Apa yang dilakukan mas Hendro adalah contoh kepedulian yang dieksekusi. Bukan sekadar wacara di obrolan bapak-bapak di komplek atau, apalagi, wacana di kepala semata.Â
Saya sendiri hingga hari ini masih sering berupaya memperingatkan pengendara motor yang secara sadar atau tak sadar membiarkan lampu signal motor tetap berkedip di jalan raya.Â
Kadang saya membiarkan hanya karena ingin melihat apakah ada orang lain yang memperingatkan. Hasilnya? Tidak ada.

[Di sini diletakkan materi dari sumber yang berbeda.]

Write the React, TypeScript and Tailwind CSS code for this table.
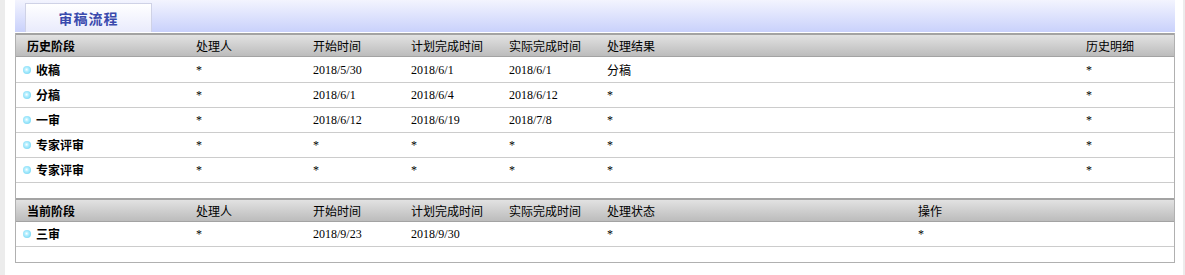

Sikap pembiaran ini yang kadang berakibat pada kejadian-kejadian tragis yang mengikutinya. Bukan tidak mungkin kejadian di Cibubur itu adalah akibat pembiaran dari masyarakat sekitar kawasan itu yang telah melihat dan menyadari bahaya tersebut.Â
Yang jelas, seperti yang saya katakan tadi, bahwa lampu lalu-lintas dan putaran di kontur jalan yang menurun tajam tadi tidak perlu logika seorang ahli untuk bisa mengatakan bahwa itu bahaya.
Dengan kejadian di Cibubur semoga jadi pelajaran untuk kita semua untuk lebih berhati-hati di perjalanan dan tidak membiarkan potensi-potensi membahayakan orang lain (bukan hanya potensi bahaya untuk diri sendiri).
 Dengan begitu, kita telah mengaktifkan rasa kemanusiaan kita pada posisi ON!